Il problema più grosso del regista sembra essere quello di avere grande difficoltà a rappresentare in immagini l’orrore cosmico del ‘Solitario di Providence’. Ne prendiamo atto pur riconoscendo una sceneggiatura valida e un reparto tecnico valido.

lunedì 25 febbraio 2013

Rocky Joe-L’ultimo round

Titolo: Rocky Joe-L’ultimo round
Regia: Asao Takamori
Anno: 1970
Paese: Giappone
Giudizio: 3/5

Joe Yabuki, cresciuto nell'orfanotrofio di Ashita, è diventato pugile prima per caso e convenienza, poi per destino. Nella sua ultima sfida, al culmine di una carriera difficile ma gloriosa, affrontare la realtà significa accettare la sconfitta o scegliere di combattere fino alla fine.

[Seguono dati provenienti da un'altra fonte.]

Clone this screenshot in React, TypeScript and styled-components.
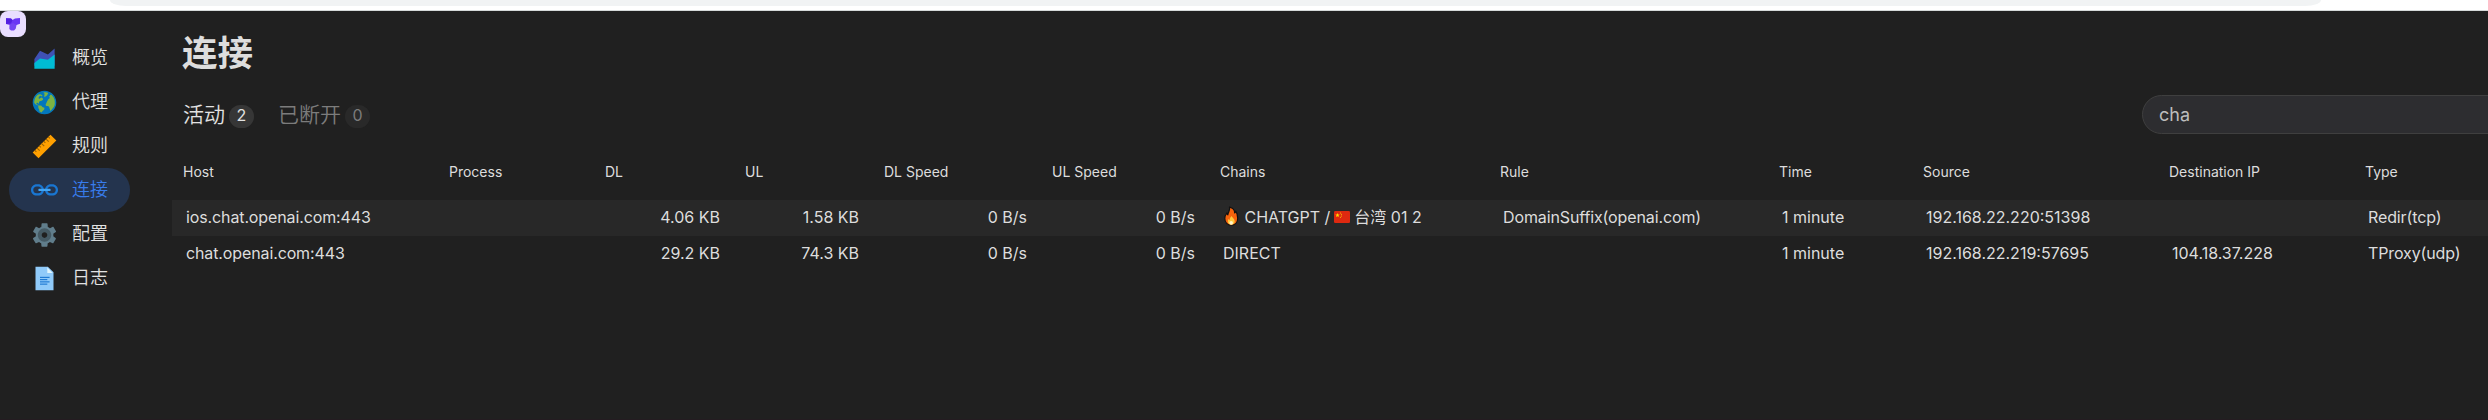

Film tratto dall'omonimo anime che a sua volta viene preso dal fumetto di Asao Takamori pubblicato nel 1968. Diciamo che per tutti i vecchi fan della saga animata, l’idea di poter convertire tutta l’azione in un Oav convincente come questo è davvero interessante soprattutto viste la moltitudine di tematiche che il lungo d’animazione offre.
Lo stile è molto particolare e suggestivo soprattutto nel dare enfasi e drammaticità agli incontri. Un viaggio di redenzione di un pugile che ha un duro passato, un emarginato che tenta disperatamente di avere un’altra occasione. Dal momento che il film affronta in due parti nette, due storie con tutte le sottotematiche del caso, Takamori fa molta attenzione a non smorzare l’azione, a curare le musiche e il montaggio. Alle volte alcuni passaggi vengono sminuiti e in altri casi non sono ben chiare le azioni di alcuni personaggi ma il film accelera continuamente e il finale tragico da un giusto tono che accompagna il cammino di sofferenza del protagonista.
Per essere un film d’animazione sulla boxe comunque rimane un’opera dura e cruda oltre che molto drammatica sicuramente meglio riuscita di molti e numerosi film sulla boxe.